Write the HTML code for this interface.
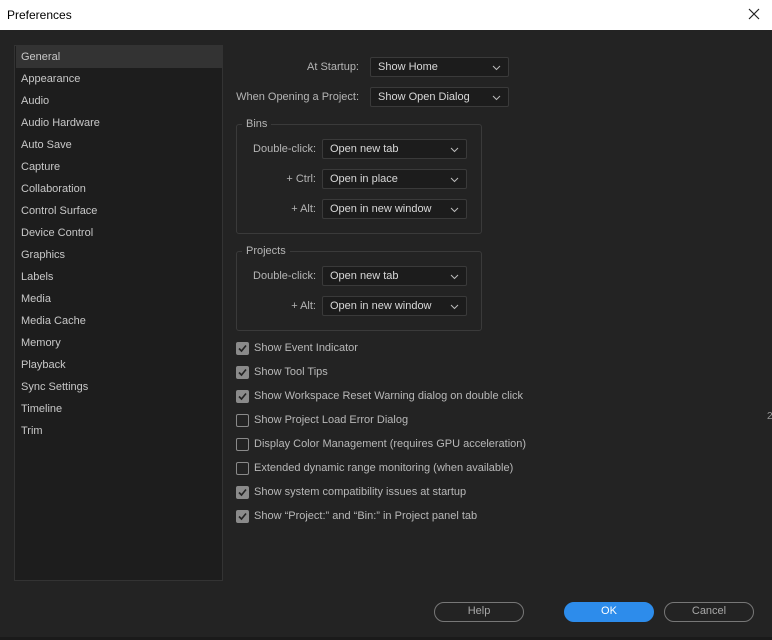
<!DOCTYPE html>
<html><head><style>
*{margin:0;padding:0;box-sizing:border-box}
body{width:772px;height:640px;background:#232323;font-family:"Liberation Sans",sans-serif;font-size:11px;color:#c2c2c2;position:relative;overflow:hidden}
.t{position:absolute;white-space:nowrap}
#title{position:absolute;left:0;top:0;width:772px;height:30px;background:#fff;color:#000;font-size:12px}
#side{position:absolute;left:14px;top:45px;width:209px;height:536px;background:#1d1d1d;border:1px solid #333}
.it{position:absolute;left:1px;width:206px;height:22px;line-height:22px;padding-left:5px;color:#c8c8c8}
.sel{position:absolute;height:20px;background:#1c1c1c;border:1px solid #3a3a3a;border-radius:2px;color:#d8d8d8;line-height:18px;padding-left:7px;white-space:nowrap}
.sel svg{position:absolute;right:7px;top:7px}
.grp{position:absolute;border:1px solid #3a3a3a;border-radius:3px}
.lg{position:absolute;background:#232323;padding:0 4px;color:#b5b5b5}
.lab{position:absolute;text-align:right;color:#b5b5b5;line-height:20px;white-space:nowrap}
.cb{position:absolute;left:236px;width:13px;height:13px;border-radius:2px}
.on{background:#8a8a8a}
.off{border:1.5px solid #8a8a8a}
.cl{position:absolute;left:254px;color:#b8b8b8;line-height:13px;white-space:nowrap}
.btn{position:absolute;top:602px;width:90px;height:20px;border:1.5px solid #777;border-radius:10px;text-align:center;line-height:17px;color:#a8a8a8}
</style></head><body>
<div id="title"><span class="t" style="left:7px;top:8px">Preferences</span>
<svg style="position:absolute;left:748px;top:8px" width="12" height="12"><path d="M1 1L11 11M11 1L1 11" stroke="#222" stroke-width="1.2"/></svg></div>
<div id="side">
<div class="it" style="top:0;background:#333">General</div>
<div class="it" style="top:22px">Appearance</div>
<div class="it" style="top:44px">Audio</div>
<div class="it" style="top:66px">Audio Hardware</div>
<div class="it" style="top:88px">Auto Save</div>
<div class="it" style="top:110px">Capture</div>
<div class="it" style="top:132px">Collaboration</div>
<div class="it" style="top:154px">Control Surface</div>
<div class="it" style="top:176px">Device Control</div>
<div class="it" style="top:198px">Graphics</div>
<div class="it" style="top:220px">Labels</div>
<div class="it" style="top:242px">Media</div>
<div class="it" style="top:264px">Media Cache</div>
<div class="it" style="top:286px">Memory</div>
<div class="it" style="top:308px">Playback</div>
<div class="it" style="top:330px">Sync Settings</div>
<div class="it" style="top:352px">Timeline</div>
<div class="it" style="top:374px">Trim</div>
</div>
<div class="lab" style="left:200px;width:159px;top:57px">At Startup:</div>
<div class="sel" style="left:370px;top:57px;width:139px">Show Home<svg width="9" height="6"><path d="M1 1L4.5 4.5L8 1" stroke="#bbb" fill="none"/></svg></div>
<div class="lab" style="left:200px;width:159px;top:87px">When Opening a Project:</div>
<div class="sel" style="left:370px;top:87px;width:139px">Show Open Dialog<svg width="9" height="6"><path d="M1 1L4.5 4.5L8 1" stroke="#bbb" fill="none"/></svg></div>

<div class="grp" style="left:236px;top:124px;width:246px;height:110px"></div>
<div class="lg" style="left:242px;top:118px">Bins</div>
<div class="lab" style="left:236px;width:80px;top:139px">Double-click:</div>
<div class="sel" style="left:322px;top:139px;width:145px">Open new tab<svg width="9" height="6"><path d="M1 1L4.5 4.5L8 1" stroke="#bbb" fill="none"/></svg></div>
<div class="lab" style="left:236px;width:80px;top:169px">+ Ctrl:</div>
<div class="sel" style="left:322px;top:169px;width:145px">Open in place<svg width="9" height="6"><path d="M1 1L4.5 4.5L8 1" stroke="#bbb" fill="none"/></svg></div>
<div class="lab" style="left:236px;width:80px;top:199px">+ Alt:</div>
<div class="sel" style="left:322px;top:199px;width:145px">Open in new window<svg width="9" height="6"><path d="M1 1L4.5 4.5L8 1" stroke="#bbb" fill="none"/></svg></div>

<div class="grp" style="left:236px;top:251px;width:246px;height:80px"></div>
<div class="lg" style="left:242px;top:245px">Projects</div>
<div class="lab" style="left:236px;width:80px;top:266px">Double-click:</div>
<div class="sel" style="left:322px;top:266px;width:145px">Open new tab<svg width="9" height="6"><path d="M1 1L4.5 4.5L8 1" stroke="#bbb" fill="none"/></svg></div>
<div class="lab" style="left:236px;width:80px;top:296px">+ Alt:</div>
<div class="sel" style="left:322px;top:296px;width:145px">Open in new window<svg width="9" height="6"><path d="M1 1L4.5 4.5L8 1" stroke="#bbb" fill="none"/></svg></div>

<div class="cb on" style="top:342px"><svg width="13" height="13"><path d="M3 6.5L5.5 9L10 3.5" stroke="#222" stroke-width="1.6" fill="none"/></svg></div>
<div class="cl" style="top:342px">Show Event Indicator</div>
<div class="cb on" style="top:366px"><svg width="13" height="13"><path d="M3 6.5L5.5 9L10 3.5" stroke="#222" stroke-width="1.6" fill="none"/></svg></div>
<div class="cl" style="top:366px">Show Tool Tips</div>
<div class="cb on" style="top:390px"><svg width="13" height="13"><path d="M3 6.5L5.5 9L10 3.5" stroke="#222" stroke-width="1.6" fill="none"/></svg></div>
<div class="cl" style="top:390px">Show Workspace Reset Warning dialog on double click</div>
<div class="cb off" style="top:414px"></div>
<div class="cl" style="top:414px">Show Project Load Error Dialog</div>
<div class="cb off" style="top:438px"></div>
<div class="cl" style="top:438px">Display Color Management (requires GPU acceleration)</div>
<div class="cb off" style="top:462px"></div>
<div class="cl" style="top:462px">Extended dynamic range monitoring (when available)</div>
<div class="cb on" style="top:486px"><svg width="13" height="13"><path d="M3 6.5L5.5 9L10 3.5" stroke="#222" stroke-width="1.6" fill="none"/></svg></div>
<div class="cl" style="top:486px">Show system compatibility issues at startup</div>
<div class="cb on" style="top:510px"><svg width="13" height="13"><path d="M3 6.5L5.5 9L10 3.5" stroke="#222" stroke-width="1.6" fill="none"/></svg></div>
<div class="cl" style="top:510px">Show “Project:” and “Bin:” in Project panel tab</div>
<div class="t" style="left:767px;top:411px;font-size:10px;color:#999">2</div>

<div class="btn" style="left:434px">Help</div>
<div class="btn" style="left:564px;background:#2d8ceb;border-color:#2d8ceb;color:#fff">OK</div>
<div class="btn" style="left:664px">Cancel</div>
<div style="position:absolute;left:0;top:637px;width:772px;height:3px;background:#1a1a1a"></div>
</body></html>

════════════════════

## Exercise objective
Reproduce all of the material exactly, apart from the pictures.

## Reply
Write the HTML code for this interface.
<!DOCTYPE html>
<html><head><style>
*{margin:0;padding:0;box-sizing:border-box}
body{width:772px;height:640px;background:#232323;font-family:"Liberation Sans",sans-serif;font-size:11px;color:#c2c2c2;position:relative;overflow:hidden}
.t{position:absolute;white-space:nowrap}
#title{position:absolute;left:0;top:0;width:772px;height:30px;background:#fff;color:#000;font-size:12px}
#side{position:absolute;left:14px;top:45px;width:209px;height:536px;background:#1d1d1d;border:1px solid #333}
.it{position:absolute;left:1px;width:206px;height:22px;line-height:22px;padding-left:5px;color:#c8c8c8}
.sel{position:absolute;height:20px;background:#1c1c1c;border:1px solid #3a3a3a;border-radius:2px;color:#d8d8d8;line-height:18px;padding-left:7px;white-space:nowrap}
.sel svg{position:absolute;right:7px;top:7px}
.grp{position:absolute;border:1px solid #3a3a3a;border-radius:3px}
.lg{position:absolute;background:#232323;padding:0 4px;color:#b5b5b5}
.lab{position:absolute;text-align:right;color:#b5b5b5;line-height:20px;white-space:nowrap}
.cb{position:absolute;left:236px;width:13px;height:13px;border-radius:2px}
.on{background:#8a8a8a}
.off{border:1.5px solid #8a8a8a}
.cl{position:absolute;left:254px;color:#b8b8b8;line-height:13px;white-space:nowrap}
.btn{position:absolute;top:602px;width:90px;height:20px;border:1.5px solid #777;border-radius:10px;text-align:center;line-height:17px;color:#a8a8a8}
</style></head><body>
<div id="title"><span class="t" style="left:7px;top:8px">Preferences</span>
<svg style="position:absolute;left:748px;top:8px" width="12" height="12"><path d="M1 1L11 11M11 1L1 11" stroke="#222" stroke-width="1.2"/></svg></div>
<div id="side">
<div class="it" style="top:0;background:#333">General</div>
<div class="it" style="top:22px">Appearance</div>
<div class="it" style="top:44px">Audio</div>
<div class="it" style="top:66px">Audio Hardware</div>
<div class="it" style="top:88px">Auto Save</div>
<div class="it" style="top:110px">Capture</div>
<div class="it" style="top:132px">Collaboration</div>
<div class="it" style="top:154px">Control Surface</div>
<div class="it" style="top:176px">Device Control</div>
<div class="it" style="top:198px">Graphics</div>
<div class="it" style="top:220px">Labels</div>
<div class="it" style="top:242px">Media</div>
<div class="it" style="top:264px">Media Cache</div>
<div class="it" style="top:286px">Memory</div>
<div class="it" style="top:308px">Playback</div>
<div class="it" style="top:330px">Sync Settings</div>
<div class="it" style="top:352px">Timeline</div>
<div class="it" style="top:374px">Trim</div>
</div>
<div class="lab" style="left:200px;width:159px;top:57px">At Startup:</div>
<div class="sel" style="left:370px;top:57px;width:139px">Show Home<svg width="9" height="6"><path d="M1 1L4.5 4.5L8 1" stroke="#bbb" fill="none"/></svg></div>
<div class="lab" style="left:200px;width:159px;top:87px">When Opening a Project:</div>
<div class="sel" style="left:370px;top:87px;width:139px">Show Open Dialog<svg width="9" height="6"><path d="M1 1L4.5 4.5L8 1" stroke="#bbb" fill="none"/></svg></div>

<div class="grp" style="left:236px;top:124px;width:246px;height:110px"></div>
<div class="lg" style="left:242px;top:118px">Bins</div>
<div class="lab" style="left:236px;width:80px;top:139px">Double-click:</div>
<div class="sel" style="left:322px;top:139px;width:145px">Open new tab<svg width="9" height="6"><path d="M1 1L4.5 4.5L8 1" stroke="#bbb" fill="none"/></svg></div>
<div class="lab" style="left:236px;width:80px;top:169px">+ Ctrl:</div>
<div class="sel" style="left:322px;top:169px;width:145px">Open in place<svg width="9" height="6"><path d="M1 1L4.5 4.5L8 1" stroke="#bbb" fill="none"/></svg></div>
<div class="lab" style="left:236px;width:80px;top:199px">+ Alt:</div>
<div class="sel" style="left:322px;top:199px;width:145px">Open in new window<svg width="9" height="6"><path d="M1 1L4.5 4.5L8 1" stroke="#bbb" fill="none"/></svg></div>

<div class="grp" style="left:236px;top:251px;width:246px;height:80px"></div>
<div class="lg" style="left:242px;top:245px">Projects</div>
<div class="lab" style="left:236px;width:80px;top:266px">Double-click:</div>
<div class="sel" style="left:322px;top:266px;width:145px">Open new tab<svg width="9" height="6"><path d="M1 1L4.5 4.5L8 1" stroke="#bbb" fill="none"/></svg></div>
<div class="lab" style="left:236px;width:80px;top:296px">+ Alt:</div>
<div class="sel" style="left:322px;top:296px;width:145px">Open in new window<svg width="9" height="6"><path d="M1 1L4.5 4.5L8 1" stroke="#bbb" fill="none"/></svg></div>

<div class="cb on" style="top:342px"><svg width="13" height="13"><path d="M3 6.5L5.5 9L10 3.5" stroke="#222" stroke-width="1.6" fill="none"/></svg></div>
<div class="cl" style="top:342px">Show Event Indicator</div>
<div class="cb on" style="top:366px"><svg width="13" height="13"><path d="M3 6.5L5.5 9L10 3.5" stroke="#222" stroke-width="1.6" fill="none"/></svg></div>
<div class="cl" style="top:366px">Show Tool Tips</div>
<div class="cb on" style="top:390px"><svg width="13" height="13"><path d="M3 6.5L5.5 9L10 3.5" stroke="#222" stroke-width="1.6" fill="none"/></svg></div>
<div class="cl" style="top:390px">Show Workspace Reset Warning dialog on double click</div>
<div class="cb off" style="top:414px"></div>
<div class="cl" style="top:414px">Show Project Load Error Dialog</div>
<div class="cb off" style="top:438px"></div>
<div class="cl" style="top:438px">Display Color Management (requires GPU acceleration)</div>
<div class="cb off" style="top:462px"></div>
<div class="cl" style="top:462px">Extended dynamic range monitoring (when available)</div>
<div class="cb on" style="top:486px"><svg width="13" height="13"><path d="M3 6.5L5.5 9L10 3.5" stroke="#222" stroke-width="1.6" fill="none"/></svg></div>
<div class="cl" style="top:486px">Show system compatibility issues at startup</div>
<div class="cb on" style="top:510px"><svg width="13" height="13"><path d="M3 6.5L5.5 9L10 3.5" stroke="#222" stroke-width="1.6" fill="none"/></svg></div>
<div class="cl" style="top:510px">Show “Project:” and “Bin:” in Project panel tab</div>
<div class="t" style="left:767px;top:411px;font-size:10px;color:#999">2</div>

<div class="btn" style="left:434px">Help</div>
<div class="btn" style="left:564px;background:#2d8ceb;border-color:#2d8ceb;color:#fff">OK</div>
<div class="btn" style="left:664px">Cancel</div>
<div style="position:absolute;left:0;top:637px;width:772px;height:3px;background:#1a1a1a"></div>
</body></html>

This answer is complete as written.